• [Exercise] Review the material and extract every line in which the word "React" occurs.

::::

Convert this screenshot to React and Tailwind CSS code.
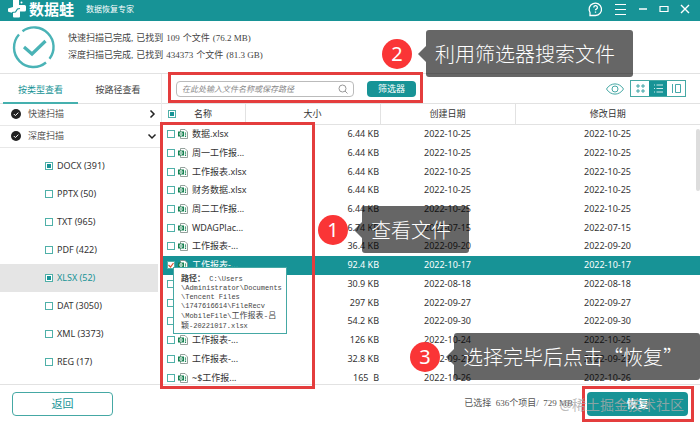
import React, { useState } from 'react';

const TYPES = [
  { name: 'DOCX', count: 391, checked: true },
  { name: 'PPTX', count: 50 },
  { name: 'TXT', count: 965 },
  { name: 'PDF', count: 422 },
  { name: 'XLSX', count: 52, checked: true, active: true },
  { name: 'DAT', count: 3050 },
  { name: 'XML', count: 3373 },
  { name: 'REG', count: 17 },
];

const FILES = [
  { name: '数据.xlsx', size: '6.44 KB', created: '2022-10-25', modified: '2022-10-25' },
  { name: '周一工作报...', size: '6.44 KB', created: '2022-10-25', modified: '2022-10-25' },
  { name: '工作报表.xlsx', size: '6.44 KB', created: '2022-10-25', modified: '2022-10-25' },
  { name: '财务数据.xlsx', size: '6.44 KB', created: '2022-10-25', modified: '2022-10-25' },
  { name: '周二工作报...', size: '6.44 KB', created: '2022-10-25', modified: '2022-10-25' },
  { name: 'WDAGPlac...', size: '6.74 KB', created: '2022-07-15', modified: '2022-07-15' },
  { name: '工作报表-...', size: '36.4 KB', created: '2022-09-20', modified: '2022-09-20' },
  { name: '工作报表-...', size: '92.4 KB', created: '2022-10-17', modified: '2022-10-17', selected: true },
  { name: '工作报表-...', size: '30.9 KB', created: '2022-08-18', modified: '2022-08-18' },
  { name: '工作报表-...', size: '297 KB', created: '2022-09-27', modified: '2022-09-27' },
  { name: '工作报表-...', size: '54.2 KB', created: '2022-09-30', modified: '2022-09-30' },
  { name: '工作报表-...', size: '126 KB', created: '2022-10-24', modified: '2022-10-25' },
  { name: '工作报表-...', size: '32.8 KB', created: '2022-09-29', modified: '2022-09-29' },
  { name: '~$工作报...', size: '165\u00a0 B', created: '2022-10-26', modified: '2022-10-26' },
];

const boxBase = 'block size-2 shrink-0 appearance-none border border-[#4fb0a8] bg-white';
const boxPartial = 'checked:bg-[#179396] checked:shadow-[inset_0_0_0_1px_white]';

function Logo() {
  return (
    <svg className="h-[18px] w-[18px]" viewBox="0 0 18 18" fill="white" aria-hidden="true">
      <path d="M5 0h6v5h5.500a1.500 1.500 0 0 1 1.500 1.500v3.500a1.500 1.500 0 0 1-1.500 1.500H12v5a1 1 0 0 1-1 1H6a1 1 0 0 1-1-1V13L1 12a1 1 0 0 1-1-1V8.500L5 7z" />
      <path d="M4 12.500l3.500-.5 2-3 2.500-.5" fill="none" stroke="#179396" strokeWidth="1.200" />
      <circle cx="13.500" cy="2.500" r="1" />
    </svg>
  );
}

function TitleBar() {
  return (
    <header className="flex h-[21px] shrink-0 items-center bg-[#179396] pr-[9px] pb-[3px] pl-2 text-white">
      <Logo />
      <h1 className="ml-[3px] text-[15px] leading-4 font-bold">数据蛙</h1>
      <span className="ml-3 text-[8px] leading-4">数据恢复专家</span>
      <div className="ml-auto flex items-center gap-[9px]">
        <button type="button" aria-label="help" className="size-4">
          <svg viewBox="0 0 16 16" className="size-4" fill="none" stroke="currentColor" strokeWidth="1.300">
            <path d="M3 14.500V11.500A6.200 6.200 0 1 1 8.500 14.500z" />
            <path d="M6.800 6.500a1.800 1.800 0 1 1 2.500 1.600c-.6.300-.8.600-.8 1.200M8.500 10.500v1.200" />
          </svg>
        </button>
        <button type="button" aria-label="menu" className="size-4">
          <svg viewBox="0 0 16 16" className="size-4" stroke="currentColor" strokeWidth="1.200">
            <path d="M3 3.500h11M3 8.500h11M3 13.500h11" />
          </svg>
        </button>
        <button type="button" aria-label="minimize" className="size-3">
          <svg viewBox="0 0 12 12" className="size-3" stroke="currentColor" strokeWidth="1.500">
            <path d="M2 6h8" />
          </svg>
        </button>
        <button type="button" aria-label="maximize" className="size-3">
          <svg viewBox="0 0 12 12" className="size-3" fill="none" stroke="currentColor" strokeWidth="1.200">
            <path d="M2 3.500h8v5h-8z" />
          </svg>
        </button>
        <button type="button" aria-label="close" className="size-3">
          <svg viewBox="0 0 12 12" className="size-3" stroke="currentColor" strokeWidth="1.400">
            <path d="M2 2l8 8M10 2l-8 8" />
          </svg>
        </button>
      </div>
    </header>
  );
}

function ScanLine({ label, count, size }) {
  return (
    <p className="flex gap-[3px]">
      <span>{label},</span>
      <span>已找到</span>
      <span>{count}</span>
      <span>个文件</span>
      <span>({size})</span>
    </p>
  );
}

function ScanStatus() {
  return (
    <section className="flex h-[53px] shrink-0 items-center border-b border-[#e2e2e2] pl-3">
      <svg className="size-11 shrink-0" viewBox="0 0 44 44" fill="none" stroke="#4ab3b6" aria-hidden="true">
        <path d="M34 37.500A19.500 19.500 0 0 1 7 9.500M10.500 6.200A19.500 19.500 0 0 1 37.500 33.800" strokeWidth="2.400" />
        <path d="M12 22l8 7 13.500-13" strokeWidth="3.200" />
      </svg>
      <div className="ml-3 font-['Liberation_Serif','Noto_Sans_CJK_SC',serif] text-[9px] leading-[17px] text-[#444]">
        <ScanLine label="快速扫描已完成" count="109" size="76.2 MB" />
        <ScanLine label="深度扫描已完成" count="434373" size="81.3 GB" />
      </div>
    </section>
  );
}

function CheckDot() {
  return (
    <svg className="size-[10px]" viewBox="0 0 10 10" aria-hidden="true">
      <circle cx="5" cy="5" r="5" fill="#222" />
      <path d="M2.800 5l1.600 1.600 2.900-3" fill="none" stroke="white" />
    </svg>
  );
}

function ScanGroup({ label, open }) {
  return (
    <button type="button" className="flex h-[22px] w-full items-center border-b border-[#e8e8e8] pr-1 pb-[2px] pl-[11px] text-[#555]">
      <CheckDot />
      <span className="ml-[7px]">{label}</span>
      <svg className="ml-auto size-[10px]" viewBox="0 0 10 10" fill="none" stroke="#222" strokeWidth="1.500" aria-hidden="true">
        {open ? <path d="M1.500 3.500L5 7l3.500-3.500" /> : <path d="M3.500 1.500L7 5 3.500 8.500" />}
      </svg>
    </button>
  );
}

function Sidebar() {
  return (
    <aside className="flex w-[162px] shrink-0 flex-col border-r border-[#ececec]">
      <nav className="flex h-[30px] shrink-0 border-b border-[#e2e2e2] px-[3px]">
        <button type="button" className="h-[30px] w-[75px] border-b-2 border-[#45b0ae] pt-1 text-[#179396]">按类型查看</button>
        <button type="button" className="h-[30px] flex-1 pt-1 pb-[2px] text-[#444]">按路径查看</button>
      </nav>
      <ScanGroup label="快速扫描" />
      <ScanGroup label="深度扫描" open />
      <ul className="mt-1 mr-[3px]">
        {TYPES.map((t) => (
          <li key={t.name} className={t.active ? 'bg-[#e5e5e5] text-[#179396]' : 'text-[#333]'}>
            <label className="flex h-7 items-center gap-1 pl-[45px]">
              <input type="checkbox" defaultChecked={t.checked} className={`${boxBase} ${boxPartial}`} />
              {t.name} ({t.count})
            </label>
          </li>
        ))}
      </ul>
    </aside>
  );
}

function Toolbar() {
  return (
    <div className="flex h-[30px] shrink-0 items-center border-b border-[#e2e2e2] pr-[14px] pl-[14px]">
      <div className="flex h-4 w-[178px] items-center rounded-sm border border-[#bbb] px-[5px]">
        <input
          type="text"
          aria-label="search"
          placeholder="在此处输入文件名称或保存路径"
          className="min-w-0 flex-1 text-[8px] italic outline-none placeholder:text-[#888]"
        />
        <svg className="size-[10px]" viewBox="0 0 10 10" fill="none" stroke="#999" aria-hidden="true">
          <circle cx="4.500" cy="4.500" r="3.500" />
          <path d="M7 7l2.500 2.500" />
        </svg>
      </div>
      <button type="button" className="ml-[13px] h-4 w-[49px] rounded-sm bg-[#179396] leading-4 text-white">筛选器</button>
      <button type="button" aria-label="preview" className="ml-auto">
        <svg className="h-3 w-[18px]" viewBox="0 0 18 12" fill="none" stroke="#45a8a4" aria-hidden="true">
          <path d="M.5 6C4.500-.8 13.500-.8 17.500 6 13.500 12.800 4.500 12.800.5 6z" />
          <circle cx="9" cy="6" r="3" />
        </svg>
      </button>
      <div className="ml-[6px] flex h-[17px] border border-[#45a8a4] text-[#179396]">
        <button type="button" aria-label="grid view" className="flex w-[18px] items-center justify-center">
          <svg className="size-[9px]" viewBox="0 0 9 9" fill="none" stroke="currentColor" strokeWidth=".8">
            <path d="M1 1h2v2h-2zM6 1h2v2h-2zM1 6h2v2h-2zM6 6h2v2h-2z" />
          </svg>
        </button>
        <button type="button" aria-label="list view" className="flex w-[18px] items-center justify-center bg-[#179396] text-white">
          <svg className="size-[9px]" viewBox="0 0 9 9" stroke="currentColor" strokeWidth=".8">
            <path d="M0 1h1M2.500 1H9M0 4.500h1M2.500 4.500H9M0 8h1M2.500 8H9" />
          </svg>
        </button>
        <button type="button" aria-label="detail view" className="flex w-[18px] items-center justify-center">
          <svg className="size-[9px]" viewBox="0 0 9 9" fill="none" stroke="currentColor" strokeWidth=".8">
            <path d="M.5 0v9M3.500 .5h5v8h-5z" />
          </svg>
        </button>
      </div>
    </div>
  );
}

function ExcelIcon() {
  return (
    <svg className="size-[10px] shrink-0" viewBox="0 0 10 10" aria-hidden="true">
      <path d="M2.500.5h4.500l2.500 2.500v6.500h-7z" fill="white" stroke="#7a8a84" strokeWidth=".8" />
      <path d="M7.500 3.500v4.500" stroke="#1f8a5b" strokeWidth="1.200" strokeDasharray="1.200 .5" />
      <path d="M0 2.500h6v5h-6z" fill="#14804f" />
      <path d="M2 3.800h2v2.400h-2z" fill="none" stroke="white" strokeWidth=".9" />
    </svg>
  );
}

function FileRow({ file }) {
  const [checked, setChecked] = useState(Boolean(file.selected));
  return (
    <tr className={file.selected ? 'bg-[#179396] text-white' : 'text-[#333]'}>
      <td className="p-0">
        <label className="flex items-center pl-[5px] whitespace-nowrap">
          <span className="relative">
            <input type="checkbox" checked={checked} onChange={() => setChecked(!checked)} className={boxBase} />
            {checked && (
              <svg className="absolute inset-0 size-2" viewBox="0 0 8 8" fill="none" stroke="#e0502f" strokeWidth="1.200">
                <path d="M1.500 4l2 2 3-4" />
              </svg>
            )}
          </span>
          <span className="ml-[3px]"><ExcelIcon /></span>
          <span className="ml-1">{file.name}</span>
        </label>
      </td>
      <td className="p-0 pr-[1px] text-right">{file.size}</td>
      <td className="p-0 text-center">{file.created}</td>
      <td className="p-0 text-center">{file.modified}</td>
    </tr>
  );
}

function FileTable() {
  return (
    <div className="relative min-h-0 flex-1 overflow-hidden">
      <table className="h-[283px] w-full table-fixed border-collapse leading-3">
        <thead>
          <tr className="h-5 text-[#333]">
            <th className="w-[83px] border-r border-b border-[#e2e2e2] p-0 font-normal">
              <label className="flex items-center pl-[6px]">
                <input type="checkbox" defaultChecked className={`${boxBase} ${boxPartial}`} />
                <span className="ml-[18px]">名称</span>
              </label>
            </th>
            <th className="w-[135px] border-r border-b border-[#e2e2e2] p-0 font-normal">大小</th>
            <th className="w-[135px] border-r border-b border-[#e2e2e2] p-0 font-normal">创建日期</th>
            <th className="border-b border-[#e2e2e2] p-0 font-normal">修改日期</th>
          </tr>
        </thead>
        <tbody>
          {FILES.map((file, i) => (
            <FileRow key={i} file={file} />
          ))}
        </tbody>
      </table>
      <div className="absolute top-[25px] right-0 h-[62px] w-1 rounded-full bg-[#ddd]" />
    </div>
  );
}

function Footer() {
  return (
    <footer className="flex h-[43px] shrink-0 items-center border-t border-[#e2e2e2] pr-3 pb-1 pl-3">
      <button type="button" className="h-6 w-[101px] rounded-[4px] border border-[#45a8a4] text-[11px] text-[#179396]">返回</button>
      <span className="mr-[14px] ml-auto font-['Liberation_Serif','Noto_Sans_CJK_SC',serif] text-[9px] text-[#555]">
        已选择&nbsp; 636个项目/&nbsp; 729 MB
      </span>
      <button type="button" className="h-6 w-[101px] rounded-[4px] bg-[#179396] text-[11px] font-bold text-white">恢复</button>
    </footer>
  );
}

function PathTooltip() {
  return (
    <div role="tooltip" className="absolute top-[267px] left-[173px] h-[67px] w-[114px] border border-[#45a8a4] bg-white pt-[6px] pl-[7px] font-['Liberation_Mono','Noto_Sans_CJK_SC',monospace] text-[7px] leading-[9px] whitespace-nowrap text-[#444]">
      <b className="text-[8px]">路径：</b> C:\Users<br />
      \Administrator\Documents<br />
      \Tencent Files<br />
      \1747616614\FileRecv<br />
      \MobileFile\<span className="text-[8px]">工作报表-吕</span><br />
      <span className="text-[8px]">颖</span>-20221017.xlsx
    </div>
  );
}

function Step({ number, text, className }) {
  return (
    <div className={`absolute flex items-center ${className}`}>
      <span className="flex size-[30px] shrink-0 items-center justify-center rounded-full bg-[#fa3536] text-[20px] leading-none text-white">
        {number}
      </span>
      <svg className="ml-[6px] h-4 w-2 shrink-0" viewBox="0 0 8 16" aria-hidden="true">
        <path d="M8 0v16L0 8z" fill="black" fillOpacity=".6" />
      </svg>
      <span className="flex h-[47px] flex-1 items-center rounded-[3px] bg-black/60 pl-[9px] font-['Noto_Sans_CJK_SC',sans-serif] text-[20px] font-light whitespace-nowrap text-white">
        {text}
      </span>
    </div>
  );
}

// Tutorial marks that lie over the window
function Guide() {
  return (
    <div className="pointer-events-none absolute inset-0 overflow-hidden">
      <div className="absolute top-[72px] left-[168px] h-[31px] w-[255px] border-3 border-[#e43d3d]" />
      <div className="absolute top-[122px] left-[160px] h-[267px] w-[155px] border-3 border-[#e43d3d]" />
      <div className="absolute right-[6px] bottom-[5px] h-[36px] w-[112px] border-3 border-[#e43d3d]" />
      <Step number="2" text="利用筛选器搜索文件" className="top-[30px] left-[382px] w-[251px]" />
      <Step number="1" text="查看文件" className="top-[206px] left-[318px] w-[151px]" />
      <Step number="3" text="选择完毕后点击“恢复”" className="top-[333px] left-[410px] w-[290px]" />
      <span className="absolute right-4 bottom-3 text-[14px] leading-5 text-[#aaa]/80">@稀土掘金技术社区</span>
    </div>
  );
}

export default function App() {
  return (
    <div lang="zh-CN" className="relative flex h-screen flex-col overflow-hidden bg-white font-['Noto_Sans','Noto_Sans_CJK_SC',sans-serif] text-[9px]">
      <TitleBar />
      <ScanStatus />
      <div className="flex min-h-0 flex-1">
        <Sidebar />
        <main className="flex min-w-0 flex-1 flex-col">
          <Toolbar />
          <FileTable />
        </main>
      </div>
      <Footer />
      <PathTooltip />
      <Guide />
    </div>
  );
}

::::

• [Exercise answer]
Convert this screenshot to React and Tailwind CSS code.
import React, { useState } from 'react';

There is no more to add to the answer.